--- Data entries ---
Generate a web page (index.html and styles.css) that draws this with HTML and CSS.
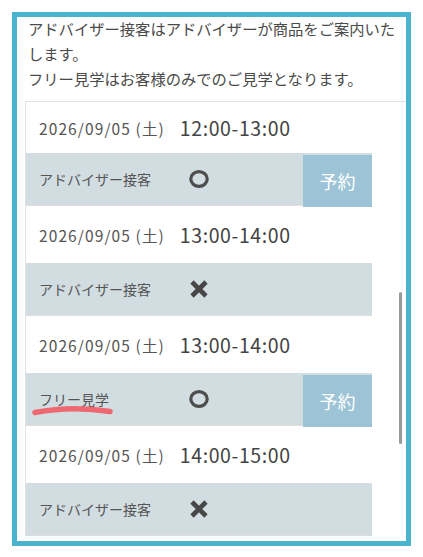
FILE: index.html
```html
<!DOCTYPE html>
<html lang="ja">
<head>
    <meta charset="UTF-8">
    <meta name="viewport" content="width=device-width, initial-scale=1.0">
    <title>予約枠</title>
    <link rel="stylesheet" href="styles.css">
</head>
<body>
    <div class="frame">
        <p class="note">
            アドバイザー接客はアドバイザーが商品をご案内いたします。<br>
            フリー見学はお客様のみでのご見学となります。
        </p>

        <div class="slot-list">
            <div class="slot">
                <div class="slot-date">
                    <span class="date">2026/09/05 (土)</span>
                    <span class="time">12:00-13:00</span>
                </div>
                <div class="slot-bar">
                    <span class="kind">アドバイザー接客</span>
                    <svg class="mark" viewBox="0 0 20 20"><ellipse cx="10" cy="10" rx="8.2" ry="7.4" fill="none" stroke="#4d4d4d" stroke-width="3.2"/></svg>
                    <button class="reserve-btn">予約</button>
                </div>
            </div>

            <div class="slot">
                <div class="slot-date">
                    <span class="date">2026/09/05 (土)</span>
                    <span class="time">13:00-14:00</span>
                </div>
                <div class="slot-bar">
                    <span class="kind">アドバイザー接客</span>
                    <svg class="mark" viewBox="0 0 20 20"><path d="M3 3L17 17M17 3L3 17" stroke="#474747" stroke-width="4.6"/></svg>
                </div>
            </div>

            <div class="slot">
                <div class="slot-date">
                    <span class="date">2026/09/05 (土)</span>
                    <span class="time">13:00-14:00</span>
                </div>
                <div class="slot-bar">
                    <span class="kind marked">フリー見学
                        <svg class="marker" viewBox="0 0 84 12"><path d="M3 8.5Q40 1.5 78 7.5" fill="none" stroke="#ee6871" stroke-width="5.5" stroke-linecap="round"/></svg>
                    </span>
                    <svg class="mark" viewBox="0 0 20 20"><ellipse cx="10" cy="10" rx="8.2" ry="7.4" fill="none" stroke="#4d4d4d" stroke-width="3.2"/></svg>
                    <button class="reserve-btn">予約</button>
                </div>
            </div>

            <div class="slot">
                <div class="slot-date">
                    <span class="date">2026/09/05 (土)</span>
                    <span class="time">14:00-15:00</span>
                </div>
                <div class="slot-bar">
                    <span class="kind">アドバイザー接客</span>
                    <svg class="mark" viewBox="0 0 20 20"><path d="M3 3L17 17M17 3L3 17" stroke="#474747" stroke-width="4.6"/></svg>
                </div>
            </div>
        </div>

        <div class="scroll-thumb"></div>
    </div>
</body>
</html>
```

FILE: styles.css
```css
body {
    margin: 0;
    padding: 12px;
    background-color: #fff;
    font-family: "Noto Sans CJK JP", "Noto Sans", sans-serif;
    color: #444;
}
.frame {
    position: relative;
    width: 389px;
    height: 524px;
    border: 5px solid #4ab4d0;
    overflow: hidden;
}
.note {
    margin: -1px 6px 10px 11px;
    font-size: 15.3px;
    line-height: 25px;
    color: #4a4a4a;
}
.slot-list {
    margin-left: 8px;
    border-top: 1px solid #e2e2e2;
    border-left: 1px solid #e2e2e2;
}
.slot {
    width: 346px;
    border-bottom: 1px solid #dedede;
}
.slot-date {
    height: 57px;
    display: flex;
    align-items: center;
    gap: 15px;
    padding-left: 13px;
}
.slot:first-child .slot-date {
    height: 51px;
}
.date {
    font-size: 15.5px;
    letter-spacing: 1.1px;
    color: #555;
}
.time {
    font-size: 19.5px;
    letter-spacing: 0.6px;
    color: #444;
}
.slot-bar {
    height: 52px;
    display: flex;
    align-items: center;
    background-color: #d2dde1;
}
.kind {
    width: 150px;
    padding-left: 13px;
    font-size: 14px;
    color: #555;
}
.marked {
    position: relative;
}
.marker {
    position: absolute;
    left: 6px;
    top: 15px;
    width: 84px;
    height: 12px;
}
.mark {
    width: 20px;
    height: 20px;
}
.reserve-btn {
    margin: 2px 0 -2px auto;
    width: 69px;
    height: 52px;
    border: none;
    padding: 0;
    background-color: #9cc4d6;
    color: #fff;
    font-family: inherit;
    font-size: 18px;
}
.scroll-thumb {
    position: absolute;
    left: 382px;
    top: 275px;
    width: 3px;
    height: 152px;
    border-radius: 2px;
    background-color: #9a9a9a;
}
```
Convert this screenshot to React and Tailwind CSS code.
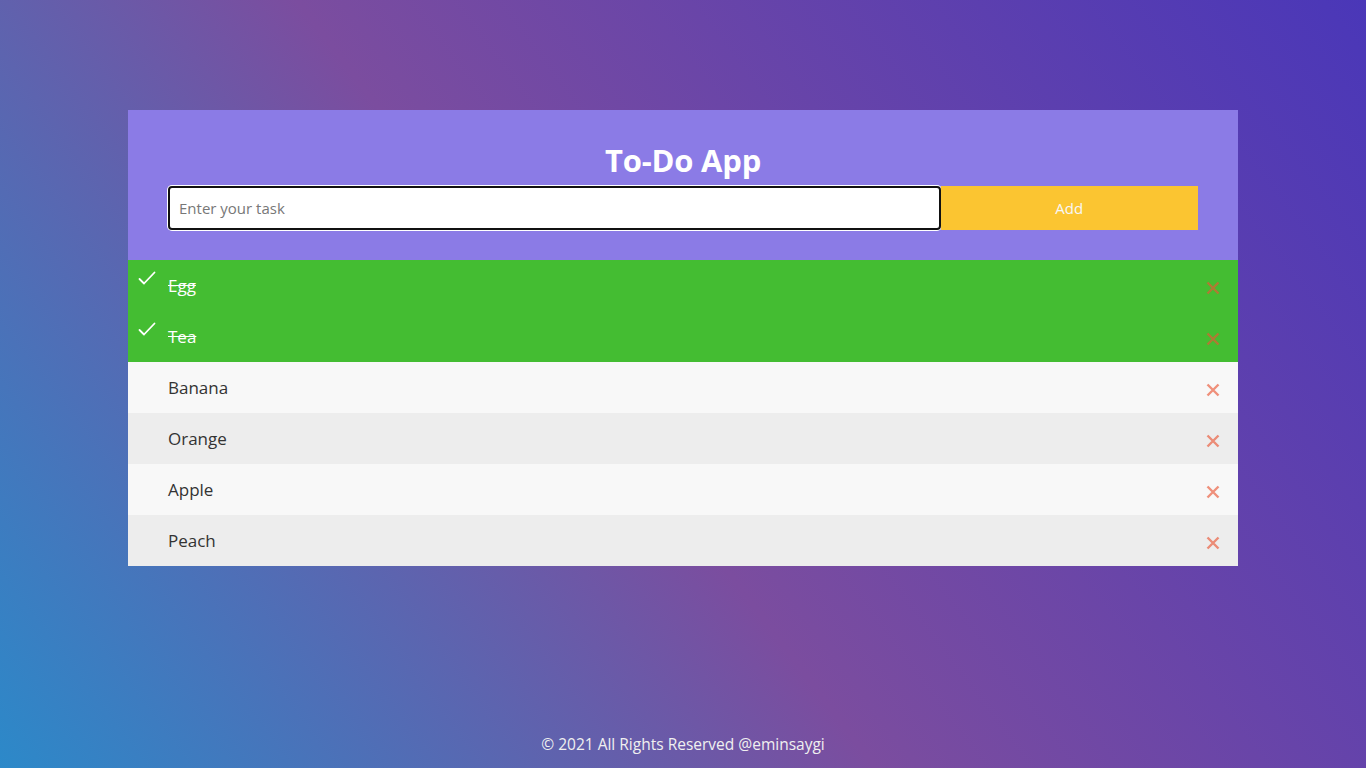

--- Challenge ---
Transcribe the records above verbatim. Do not carry over any picture.

--- Full answer ---
Generate a web page (index.html and styles.css) that draws this with HTML and CSS.
FILE: index.html
```html
<!DOCTYPE html>
<html lang="ja">
<head>
    <meta charset="UTF-8">
    <meta name="viewport" content="width=device-width, initial-scale=1.0">
    <title>予約枠</title>
    <link rel="stylesheet" href="styles.css">
</head>
<body>
    <div class="frame">
        <p class="note">
            アドバイザー接客はアドバイザーが商品をご案内いたします。<br>
            フリー見学はお客様のみでのご見学となります。
        </p>

        <div class="slot-list">
            <div class="slot">
                <div class="slot-date">
                    <span class="date">2026/09/05 (土)</span>
                    <span class="time">12:00-13:00</span>
                </div>
                <div class="slot-bar">
                    <span class="kind">アドバイザー接客</span>
                    <svg class="mark" viewBox="0 0 20 20"><ellipse cx="10" cy="10" rx="8.2" ry="7.4" fill="none" stroke="#4d4d4d" stroke-width="3.2"/></svg>
                    <button class="reserve-btn">予約</button>
                </div>
            </div>

            <div class="slot">
                <div class="slot-date">
                    <span class="date">2026/09/05 (土)</span>
                    <span class="time">13:00-14:00</span>
                </div>
                <div class="slot-bar">
                    <span class="kind">アドバイザー接客</span>
                    <svg class="mark" viewBox="0 0 20 20"><path d="M3 3L17 17M17 3L3 17" stroke="#474747" stroke-width="4.6"/></svg>
                </div>
            </div>

            <div class="slot">
                <div class="slot-date">
                    <span class="date">2026/09/05 (土)</span>
                    <span class="time">13:00-14:00</span>
                </div>
                <div class="slot-bar">
                    <span class="kind marked">フリー見学
                        <svg class="marker" viewBox="0 0 84 12"><path d="M3 8.5Q40 1.5 78 7.5" fill="none" stroke="#ee6871" stroke-width="5.5" stroke-linecap="round"/></svg>
                    </span>
                    <svg class="mark" viewBox="0 0 20 20"><ellipse cx="10" cy="10" rx="8.2" ry="7.4" fill="none" stroke="#4d4d4d" stroke-width="3.2"/></svg>
                    <button class="reserve-btn">予約</button>
                </div>
            </div>

            <div class="slot">
                <div class="slot-date">
                    <span class="date">2026/09/05 (土)</span>
                    <span class="time">14:00-15:00</span>
                </div>
                <div class="slot-bar">
                    <span class="kind">アドバイザー接客</span>
                    <svg class="mark" viewBox="0 0 20 20"><path d="M3 3L17 17M17 3L3 17" stroke="#474747" stroke-width="4.6"/></svg>
                </div>
            </div>
        </div>

        <div class="scroll-thumb"></div>
    </div>
</body>
</html>
```

FILE: styles.css
```css
body {
    margin: 0;
    padding: 12px;
    background-color: #fff;
    font-family: "Noto Sans CJK JP", "Noto Sans", sans-serif;
    color: #444;
}
.frame {
    position: relative;
    width: 389px;
    height: 524px;
    border: 5px solid #4ab4d0;
    overflow: hidden;
}
.note {
    margin: -1px 6px 10px 11px;
    font-size: 15.3px;
    line-height: 25px;
    color: #4a4a4a;
}
.slot-list {
    margin-left: 8px;
    border-top: 1px solid #e2e2e2;
    border-left: 1px solid #e2e2e2;
}
.slot {
    width: 346px;
    border-bottom: 1px solid #dedede;
}
.slot-date {
    height: 57px;
    display: flex;
    align-items: center;
    gap: 15px;
    padding-left: 13px;
}
.slot:first-child .slot-date {
    height: 51px;
}
.date {
    font-size: 15.5px;
    letter-spacing: 1.1px;
    color: #555;
}
.time {
    font-size: 19.5px;
    letter-spacing: 0.6px;
    color: #444;
}
.slot-bar {
    height: 52px;
    display: flex;
    align-items: center;
    background-color: #d2dde1;
}
.kind {
    width: 150px;
    padding-left: 13px;
    font-size: 14px;
    color: #555;
}
.marked {
    position: relative;
}
.marker {
    position: absolute;
    left: 6px;
    top: 15px;
    width: 84px;
    height: 12px;
}
.mark {
    width: 20px;
    height: 20px;
}
.reserve-btn {
    margin: 2px 0 -2px auto;
    width: 69px;
    height: 52px;
    border: none;
    padding: 0;
    background-color: #9cc4d6;
    color: #fff;
    font-family: inherit;
    font-size: 18px;
}
.scroll-thumb {
    position: absolute;
    left: 382px;
    top: 275px;
    width: 3px;
    height: 152px;
    border-radius: 2px;
    background-color: #9a9a9a;
}
```
Convert this screenshot to React and Tailwind CSS code.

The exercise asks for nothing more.